What the exercise asks
Copy each line below in which the word "Output" occurs.

Data lines
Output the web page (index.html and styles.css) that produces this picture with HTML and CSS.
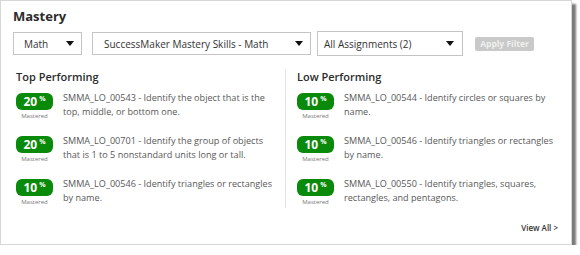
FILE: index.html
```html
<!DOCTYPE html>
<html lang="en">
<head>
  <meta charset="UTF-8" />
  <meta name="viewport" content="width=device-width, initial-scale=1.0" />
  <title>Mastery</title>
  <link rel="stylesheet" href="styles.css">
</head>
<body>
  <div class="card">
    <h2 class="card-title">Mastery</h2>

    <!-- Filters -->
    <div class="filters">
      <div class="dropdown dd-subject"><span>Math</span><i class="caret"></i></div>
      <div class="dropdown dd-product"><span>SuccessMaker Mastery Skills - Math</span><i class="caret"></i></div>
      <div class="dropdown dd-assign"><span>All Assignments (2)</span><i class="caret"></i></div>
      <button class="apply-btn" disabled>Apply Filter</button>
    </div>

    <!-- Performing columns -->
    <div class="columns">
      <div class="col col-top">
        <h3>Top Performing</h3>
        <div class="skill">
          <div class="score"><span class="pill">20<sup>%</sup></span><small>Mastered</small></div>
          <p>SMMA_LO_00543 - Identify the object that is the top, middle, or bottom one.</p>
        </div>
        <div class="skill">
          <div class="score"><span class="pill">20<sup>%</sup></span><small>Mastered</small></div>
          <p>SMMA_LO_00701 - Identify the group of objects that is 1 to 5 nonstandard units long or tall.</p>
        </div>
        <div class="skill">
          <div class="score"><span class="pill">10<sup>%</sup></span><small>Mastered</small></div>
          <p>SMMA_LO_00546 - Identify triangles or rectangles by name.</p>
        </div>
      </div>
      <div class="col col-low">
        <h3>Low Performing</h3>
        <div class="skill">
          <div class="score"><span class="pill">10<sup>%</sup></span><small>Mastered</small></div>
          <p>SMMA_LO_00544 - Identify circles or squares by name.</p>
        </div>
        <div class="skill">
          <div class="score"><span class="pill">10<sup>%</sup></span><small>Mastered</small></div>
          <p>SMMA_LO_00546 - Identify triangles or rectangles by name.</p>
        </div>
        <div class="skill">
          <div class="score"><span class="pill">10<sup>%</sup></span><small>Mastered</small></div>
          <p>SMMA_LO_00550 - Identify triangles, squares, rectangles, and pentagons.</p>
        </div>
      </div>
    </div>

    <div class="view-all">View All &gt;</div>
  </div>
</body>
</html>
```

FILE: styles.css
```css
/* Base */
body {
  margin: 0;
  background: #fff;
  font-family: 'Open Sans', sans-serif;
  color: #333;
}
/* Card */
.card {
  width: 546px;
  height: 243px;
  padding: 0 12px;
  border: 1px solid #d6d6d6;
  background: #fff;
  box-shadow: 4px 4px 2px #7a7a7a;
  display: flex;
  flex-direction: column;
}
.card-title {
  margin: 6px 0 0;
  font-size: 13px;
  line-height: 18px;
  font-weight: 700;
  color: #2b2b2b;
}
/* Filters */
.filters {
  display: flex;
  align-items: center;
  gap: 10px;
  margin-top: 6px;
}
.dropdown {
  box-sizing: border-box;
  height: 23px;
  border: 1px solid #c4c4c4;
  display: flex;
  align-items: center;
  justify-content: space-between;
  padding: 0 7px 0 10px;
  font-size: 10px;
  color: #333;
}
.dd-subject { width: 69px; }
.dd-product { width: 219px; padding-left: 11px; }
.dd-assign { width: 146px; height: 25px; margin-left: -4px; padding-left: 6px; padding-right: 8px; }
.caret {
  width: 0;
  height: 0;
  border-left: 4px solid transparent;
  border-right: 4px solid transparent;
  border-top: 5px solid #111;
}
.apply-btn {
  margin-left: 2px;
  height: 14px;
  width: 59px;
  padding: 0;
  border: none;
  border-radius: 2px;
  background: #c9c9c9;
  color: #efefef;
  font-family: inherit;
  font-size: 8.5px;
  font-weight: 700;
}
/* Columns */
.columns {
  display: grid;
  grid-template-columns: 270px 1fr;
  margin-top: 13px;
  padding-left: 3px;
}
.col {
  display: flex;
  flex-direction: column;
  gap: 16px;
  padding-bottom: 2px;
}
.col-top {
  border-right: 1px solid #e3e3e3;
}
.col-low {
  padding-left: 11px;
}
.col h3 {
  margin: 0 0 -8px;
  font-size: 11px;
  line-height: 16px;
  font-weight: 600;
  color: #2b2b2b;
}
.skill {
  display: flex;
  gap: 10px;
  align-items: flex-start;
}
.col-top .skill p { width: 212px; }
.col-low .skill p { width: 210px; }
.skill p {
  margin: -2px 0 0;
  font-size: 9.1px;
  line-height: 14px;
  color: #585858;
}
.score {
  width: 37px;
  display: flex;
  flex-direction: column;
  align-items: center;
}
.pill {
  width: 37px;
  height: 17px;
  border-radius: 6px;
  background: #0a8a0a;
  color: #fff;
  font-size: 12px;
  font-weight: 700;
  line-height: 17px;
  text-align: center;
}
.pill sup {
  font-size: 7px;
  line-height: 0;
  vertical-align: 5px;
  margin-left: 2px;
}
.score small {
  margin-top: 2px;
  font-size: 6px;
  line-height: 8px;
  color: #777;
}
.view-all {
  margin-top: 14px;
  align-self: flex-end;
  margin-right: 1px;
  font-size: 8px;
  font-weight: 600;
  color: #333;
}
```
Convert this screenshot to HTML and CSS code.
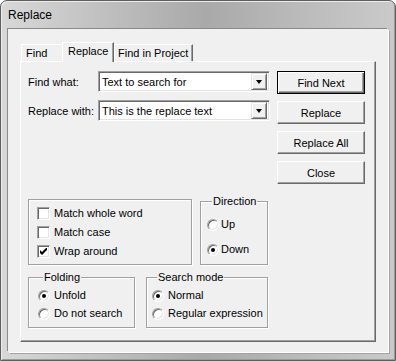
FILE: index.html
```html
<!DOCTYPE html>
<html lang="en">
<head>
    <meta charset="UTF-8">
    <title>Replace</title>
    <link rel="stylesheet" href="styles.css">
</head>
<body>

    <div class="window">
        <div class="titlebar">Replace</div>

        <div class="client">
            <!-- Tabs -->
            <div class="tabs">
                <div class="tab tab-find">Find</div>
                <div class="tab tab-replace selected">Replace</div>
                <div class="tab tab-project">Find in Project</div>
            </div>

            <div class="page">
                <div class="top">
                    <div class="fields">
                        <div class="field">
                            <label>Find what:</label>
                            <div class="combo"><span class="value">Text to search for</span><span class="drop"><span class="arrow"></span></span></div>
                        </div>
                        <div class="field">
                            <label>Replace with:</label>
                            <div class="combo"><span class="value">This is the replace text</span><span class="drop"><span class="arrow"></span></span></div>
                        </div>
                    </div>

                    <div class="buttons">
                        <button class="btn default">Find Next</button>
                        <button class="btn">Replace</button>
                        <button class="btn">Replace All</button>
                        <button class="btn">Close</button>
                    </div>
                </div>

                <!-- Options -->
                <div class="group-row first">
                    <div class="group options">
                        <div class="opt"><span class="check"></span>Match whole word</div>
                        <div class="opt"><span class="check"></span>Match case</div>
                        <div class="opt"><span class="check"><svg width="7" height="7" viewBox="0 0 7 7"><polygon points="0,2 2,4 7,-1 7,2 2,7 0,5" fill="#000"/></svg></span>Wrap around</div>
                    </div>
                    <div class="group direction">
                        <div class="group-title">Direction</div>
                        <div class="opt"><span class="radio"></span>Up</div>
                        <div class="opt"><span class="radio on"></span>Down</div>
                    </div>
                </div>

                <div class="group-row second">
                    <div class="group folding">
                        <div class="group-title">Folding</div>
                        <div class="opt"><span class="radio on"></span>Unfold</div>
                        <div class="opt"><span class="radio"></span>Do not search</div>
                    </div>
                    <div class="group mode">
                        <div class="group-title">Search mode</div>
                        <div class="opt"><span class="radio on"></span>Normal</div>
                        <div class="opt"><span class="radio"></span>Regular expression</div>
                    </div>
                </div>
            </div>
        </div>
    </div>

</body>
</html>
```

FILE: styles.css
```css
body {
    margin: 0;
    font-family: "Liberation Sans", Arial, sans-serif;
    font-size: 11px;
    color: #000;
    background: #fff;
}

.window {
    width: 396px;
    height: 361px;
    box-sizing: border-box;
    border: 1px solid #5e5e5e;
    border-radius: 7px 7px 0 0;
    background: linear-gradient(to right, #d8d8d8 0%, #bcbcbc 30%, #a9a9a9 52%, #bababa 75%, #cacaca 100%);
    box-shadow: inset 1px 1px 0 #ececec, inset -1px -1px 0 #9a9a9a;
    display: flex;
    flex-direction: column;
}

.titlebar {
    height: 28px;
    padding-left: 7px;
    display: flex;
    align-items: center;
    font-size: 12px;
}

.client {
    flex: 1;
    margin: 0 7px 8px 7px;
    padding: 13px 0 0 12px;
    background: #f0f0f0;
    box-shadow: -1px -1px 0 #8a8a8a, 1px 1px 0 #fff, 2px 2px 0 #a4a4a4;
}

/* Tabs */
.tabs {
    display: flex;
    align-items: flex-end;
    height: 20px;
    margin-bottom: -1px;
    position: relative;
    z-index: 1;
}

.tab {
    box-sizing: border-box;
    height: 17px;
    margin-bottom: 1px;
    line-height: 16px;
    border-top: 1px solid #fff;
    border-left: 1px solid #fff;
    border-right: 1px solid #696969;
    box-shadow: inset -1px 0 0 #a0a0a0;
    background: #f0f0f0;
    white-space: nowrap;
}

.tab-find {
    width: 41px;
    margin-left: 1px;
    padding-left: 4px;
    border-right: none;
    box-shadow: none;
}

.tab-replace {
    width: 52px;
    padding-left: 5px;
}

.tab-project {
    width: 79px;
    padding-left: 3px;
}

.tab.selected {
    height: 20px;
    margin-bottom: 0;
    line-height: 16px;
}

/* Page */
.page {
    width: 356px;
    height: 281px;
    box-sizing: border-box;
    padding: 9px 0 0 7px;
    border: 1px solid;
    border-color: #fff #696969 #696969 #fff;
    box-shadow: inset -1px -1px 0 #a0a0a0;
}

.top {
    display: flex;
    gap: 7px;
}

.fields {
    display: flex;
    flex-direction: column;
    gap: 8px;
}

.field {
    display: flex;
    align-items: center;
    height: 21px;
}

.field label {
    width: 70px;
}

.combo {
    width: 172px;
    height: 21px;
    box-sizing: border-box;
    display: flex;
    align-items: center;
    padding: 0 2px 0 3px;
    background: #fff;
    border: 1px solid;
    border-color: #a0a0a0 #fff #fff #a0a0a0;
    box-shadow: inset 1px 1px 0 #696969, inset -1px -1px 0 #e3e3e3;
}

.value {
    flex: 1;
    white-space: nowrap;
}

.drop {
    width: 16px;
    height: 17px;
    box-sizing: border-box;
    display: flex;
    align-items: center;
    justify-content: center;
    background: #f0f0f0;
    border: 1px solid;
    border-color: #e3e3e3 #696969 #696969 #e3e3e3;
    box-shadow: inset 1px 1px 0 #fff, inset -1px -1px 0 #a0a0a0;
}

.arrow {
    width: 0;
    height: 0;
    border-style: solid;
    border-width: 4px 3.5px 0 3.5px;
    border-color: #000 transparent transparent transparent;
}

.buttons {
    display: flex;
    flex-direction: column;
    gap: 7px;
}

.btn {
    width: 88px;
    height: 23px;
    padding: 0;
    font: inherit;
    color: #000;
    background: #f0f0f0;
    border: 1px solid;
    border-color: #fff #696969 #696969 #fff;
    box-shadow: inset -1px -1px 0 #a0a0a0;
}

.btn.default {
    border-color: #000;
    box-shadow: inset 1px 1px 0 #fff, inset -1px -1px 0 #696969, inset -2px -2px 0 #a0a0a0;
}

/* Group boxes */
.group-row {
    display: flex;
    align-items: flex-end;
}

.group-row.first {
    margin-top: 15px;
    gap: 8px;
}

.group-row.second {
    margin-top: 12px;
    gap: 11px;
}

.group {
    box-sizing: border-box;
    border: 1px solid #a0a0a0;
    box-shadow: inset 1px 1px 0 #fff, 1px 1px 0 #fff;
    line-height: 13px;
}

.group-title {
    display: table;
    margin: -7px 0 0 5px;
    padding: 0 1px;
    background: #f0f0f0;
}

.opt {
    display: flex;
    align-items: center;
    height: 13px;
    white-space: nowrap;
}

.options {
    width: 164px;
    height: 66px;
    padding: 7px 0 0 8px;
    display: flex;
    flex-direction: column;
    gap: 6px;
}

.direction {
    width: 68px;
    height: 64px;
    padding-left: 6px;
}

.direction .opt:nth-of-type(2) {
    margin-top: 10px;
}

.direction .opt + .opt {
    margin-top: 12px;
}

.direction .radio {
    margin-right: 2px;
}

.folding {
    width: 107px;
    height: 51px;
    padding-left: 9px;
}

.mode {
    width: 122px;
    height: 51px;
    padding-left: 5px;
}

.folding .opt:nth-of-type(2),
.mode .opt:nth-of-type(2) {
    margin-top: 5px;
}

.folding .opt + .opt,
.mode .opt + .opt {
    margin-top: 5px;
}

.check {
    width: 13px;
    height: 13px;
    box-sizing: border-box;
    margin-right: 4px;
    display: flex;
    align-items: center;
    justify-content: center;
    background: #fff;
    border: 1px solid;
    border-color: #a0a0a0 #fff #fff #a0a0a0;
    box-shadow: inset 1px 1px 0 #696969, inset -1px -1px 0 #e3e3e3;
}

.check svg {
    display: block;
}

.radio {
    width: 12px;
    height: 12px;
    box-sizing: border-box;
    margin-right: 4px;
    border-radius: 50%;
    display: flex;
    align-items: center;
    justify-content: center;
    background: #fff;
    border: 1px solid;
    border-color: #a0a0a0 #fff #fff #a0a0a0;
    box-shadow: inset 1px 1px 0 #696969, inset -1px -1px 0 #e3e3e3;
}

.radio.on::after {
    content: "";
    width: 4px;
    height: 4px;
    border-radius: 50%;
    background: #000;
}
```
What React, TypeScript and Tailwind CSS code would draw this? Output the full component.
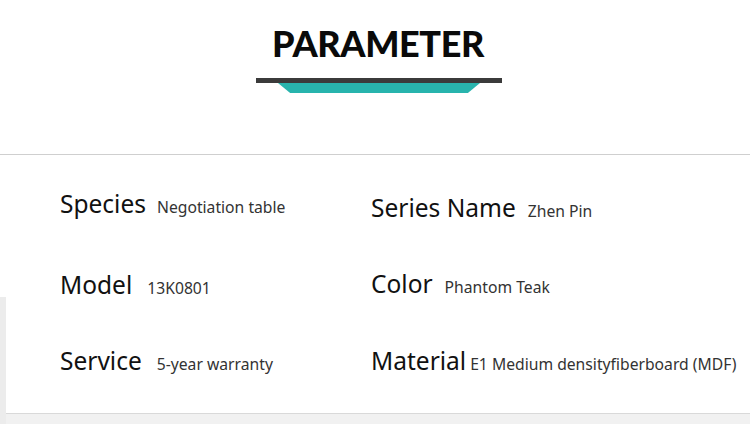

Finished exercise
Output the web page (index.html and styles.css) that produces this picture with HTML and CSS.
What React, TypeScript and Tailwind CSS code would draw this? Output the full component.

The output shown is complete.